We, as a league, recognize that we’re different than the four others that have been called “high visibility” leagues. We’re different in our size, we’re different in the fact that we do not have a championship game and we’re different in the fact that we don’t have a conference network. All of those things continue to be talked about and analyzed. Obviously it’s no secret that we have a conference composition committee, which is studying the current makeup and structure of the Big 12. That committee is made up of three presidents, and we’ve got to continue to have a discussion and make decisions on what is best for us and the future of the Big 12 conference. I think that’s all a timely discussion and one that there’s another piece on the table now with the championship game opportunity. So I think we’ve got to put them all on the table and collectively move forward. I’m confident that with the leadership of Bob Bowlsby, who I think is one of the best leaders in college athletics, we’ll do just that as a league together.
ZE: We’ve seen examples in which the Big 12’s lack of a championship game seemed to help  and hurt  its shot at a national title. Now that you’ve seen both sides of the coin, how much does that play into discussions of the Big 12’s future?
KH: I think that’s something we definitely recognize and we have to consider. We have seen both scenarios play out. We fully recognize there could be years in which not having a championship game is a disadvantage for us. We’ve got to recognize that if we ultimately decide to stay where we are as a league, that risk is there.

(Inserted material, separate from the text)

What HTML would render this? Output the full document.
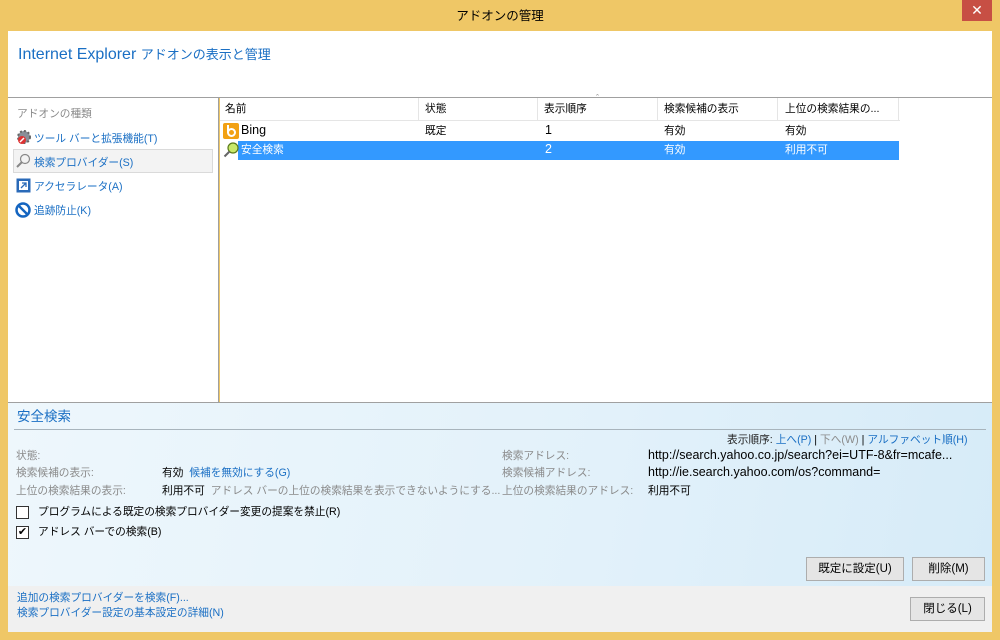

At the same time, I think there’s tremendous value to be had in playing the full round-robin schedule that we play in football. There’s tremendous strength that comes with that. In many ways, that builds those rivalries and those traditions that are so important, I believe, in college football. I think there’s strength with where we are right now. There certainly could be some disadvantages, and we just have to weigh both of those and decide what ultimately is best for our future moving forward.